The old techniques weren’t completely wrong; they’d just outlived their usefulness.
Oliver Burkeman
Modern humans are better at understanding the physical underpinnings of the world (arguably at the expense of our metaphysical understanding and psychic sensitivity). We have knowledge that would’ve been unthinkable to our ancestors. Learning changes us. We interact with energy — and therefore magic — differently. One of my ex-partners’ grandmothers cured people of worms by snapping a handful of straw over their stomachs. My ancestors did things that, if I posted them to an online grimoire, would have experienced witches laughing and poking fun at them for being ineffective “baby witch” spells.
The act of observing changes the observer as well as the observed, and we’ve done a lot of observing.
Does this mean that one way is better, more legitimate, more powerful?

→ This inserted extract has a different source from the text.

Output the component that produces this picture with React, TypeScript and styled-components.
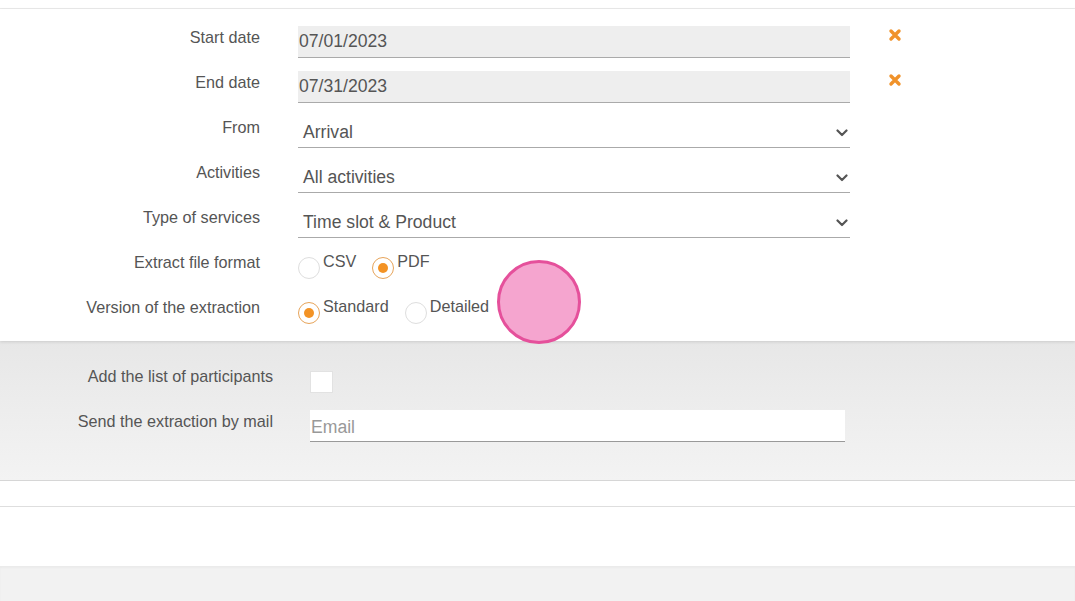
import React from "react";
import styled, { createGlobalStyle } from "styled-components";

const Global = createGlobalStyle`
  html, body { margin: 0; padding: 0; background: #ffffff; }
  body { font-family: "Liberation Sans", Arial, sans-serif; color: #555; }
  * { box-sizing: border-box; }
`;

const Page = styled.div`
  position: relative;
  display: flex;
  flex-direction: column;
  min-height: 601px;
  overflow: hidden;
`;

const TopStrip = styled.div`
  height: 9px;
  border-bottom: 1px solid #ebebeb;
`;

const MainPanel = styled.section`
  position: relative;
  z-index: 1;
  display: flex;
  flex-direction: column;
  gap: 13px;
  padding: 17px 0 13px;
  background: #fff;
  box-shadow: 0 1px 3px rgba(0, 0, 0, 0.12);
`;

const OptionsPanel = styled.section`
  display: flex;
  flex-direction: column;
  gap: 13px;
  padding: 24px 0 38px;
  background: linear-gradient(#e7e7e7, #f3f3f3);
  border-bottom: 1px solid #d6d6d6;
`;

const Row = styled.div<{ $label: number; $gap: number; $control: number }>`
  display: grid;
  grid-template-columns: ${(p) => p.$label}px ${(p) => p.$control}px auto;
  column-gap: ${(p) => p.$gap}px;
  height: 32px;
  align-items: start;
`;

const Label = styled.div`
  text-align: right;
  font-size: 16.2px;
  line-height: 18px;
  padding-top: 2px;
  color: #555;
  white-space: nowrap;
`;

const DateInput = styled.div`
  height: 32px;
  padding: 5px 1px 0;
  background: #eeeeee;
  border-bottom: 1px solid #aaaaaa;
  font-size: 17.6px;
  line-height: 20px;
  color: #555;
`;

const SelectBox = styled.div`
  height: 32px;
  display: flex;
  align-items: flex-start;
  justify-content: space-between;
  padding: 6px 2px 0 5px;
  border-bottom: 1px solid #aaaaaa;
  font-size: 17.6px;
  line-height: 20px;
  color: #555;
`;

const Chevron = styled.svg`
  width: 12px;
  height: 8px;
  margin-top: 7px;
`;

const ClearIcon = styled.svg`
  width: 14px;
  height: 14px;
  margin-top: 2px;
`;

const RadioGroup = styled.div`
  display: flex;
  align-items: flex-start;
  gap: 16px;
`;

const RadioOption = styled.label`
  display: flex;
  align-items: flex-start;
  gap: 3px;
  font-size: 16.2px;
  line-height: 18px;
  color: #555;
`;

const RadioText = styled.span`
  padding-top: 1px;
`;

const RadioCircle = styled.span<{ $checked?: boolean }>`
  position: relative;
  width: 22px;
  height: 22px;
  margin-top: 6px;
  border-radius: 50%;
  background: #fff;
  border: 1px solid ${(p) => (p.$checked ? "#e7a45a" : "#dedede")};
  &::after {
    content: "";
    display: ${(p) => (p.$checked ? "block" : "none")};
    position: absolute;
    left: 50%;
    top: 50%;
    width: 10px;
    height: 10px;
    margin: -5px 0 0 -5px;
    border-radius: 50%;
    background: #f39325;
  }
`;

const Checkbox = styled.span`
  display: block;
  width: 23px;
  height: 22px;
  margin-top: 6px;
  background: #fff;
  border: 1px solid #e2e2e2;
`;

const EmailInput = styled.input`
  height: 32px;
  width: 100%;
  padding: 4px 1px 0;
  border: none;
  border-bottom: 1px solid #999;
  background: #fff;
  outline: none;
  font-family: "Liberation Sans", Arial, sans-serif;
  font-size: 17.6px;
  line-height: 20px;
  color: #555;
  &::placeholder { color: #999; }
`;

const ThinBand = styled.div`
  height: 26px;
  background: #fff;
  border-bottom: 1px solid #dedede;
`;

const WhiteBand = styled.div`
  height: 59px;
  background: #fff;
`;

const BottomArea = styled.div`
  flex: 1;
  background: #f2f2f2;
  box-shadow: inset 0 2px 2px rgba(0, 0, 0, 0.03);
`;

const ClickMarker = styled.div`
  position: absolute;
  left: 497px;
  top: 260px;
  width: 84px;
  height: 84px;
  border-radius: 50%;
  background: #f5a5cf;
  border: 3px solid #e5509b;
  z-index: 5;
  pointer-events: none;
`;

const XIcon = () => (
  <ClearIcon viewBox="0 0 14 14">
    <path d="M3 3 L11 11 M11 3 L3 11" stroke="#f0922a" strokeWidth="3.4" strokeLinecap="round" />
  </ClearIcon>
);

const Down = () => (
  <Chevron viewBox="0 0 12 8">
    <path d="M1.5 1.5 L6 6 L10.5 1.5" stroke="#555" strokeWidth="2.2" fill="none" strokeLinecap="round" strokeLinejoin="round" />
  </Chevron>
);

const M = { $label: 260, $gap: 38, $control: 552 };
const O = { $label: 273, $gap: 37, $control: 535 };

export default function App() {
  return (
    <Page>
      <Global />
      <TopStrip />
      <MainPanel>
        <Row {...M}>
          <Label>Start date</Label>
          <DateInput>07/01/2023</DateInput>
          <XIcon />
        </Row>
        <Row {...M}>
          <Label>End date</Label>
          <DateInput>07/31/2023</DateInput>
          <XIcon />
        </Row>
        <Row {...M}>
          <Label>From</Label>
          <SelectBox>
            <span>Arrival</span>
            <Down />
          </SelectBox>
        </Row>
        <Row {...M}>
          <Label>Activities</Label>
          <SelectBox>
            <span>All activities</span>
            <Down />
          </SelectBox>
        </Row>
        <Row {...M}>
          <Label>Type of services</Label>
          <SelectBox>
            <span>Time slot &amp; Product</span>
            <Down />
          </SelectBox>
        </Row>
        <Row {...M}>
          <Label>Extract file format</Label>
          <RadioGroup>
            <RadioOption>
              <RadioCircle />
              <RadioText>CSV</RadioText>
            </RadioOption>
            <RadioOption>
              <RadioCircle $checked />
              <RadioText>PDF</RadioText>
            </RadioOption>
          </RadioGroup>
        </Row>
        <Row {...M}>
          <Label>Version of the extraction</Label>
          <RadioGroup>
            <RadioOption>
              <RadioCircle $checked />
              <RadioText>Standard</RadioText>
            </RadioOption>
            <RadioOption>
              <RadioCircle />
              <RadioText>Detailed</RadioText>
            </RadioOption>
          </RadioGroup>
        </Row>
      </MainPanel>
      <OptionsPanel>
        <Row {...O}>
          <Label>Add the list of participants</Label>
          <Checkbox />
        </Row>
        <Row {...O}>
          <Label>Send the extraction by mail</Label>
          <EmailInput placeholder="Email" />
        </Row>
      </OptionsPanel>
      <ThinBand />
      <WhiteBand />
      <BottomArea />
      <ClickMarker />
    </Page>
  );
}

I really don’t think so. As Burkeman says, old tools outlive their usefulness. We’ve changed. Ten thousand years ago, nobody could digest milk in adulthood. (And don’t even get me started on what we’ve done to our jaws.) We occupy and interact with our environment differently — including the unseen world. It’s entirely possible we need to consciously manipulate energy because that’s what we’ve adapted to.
I’m curious to see what shape the future takes.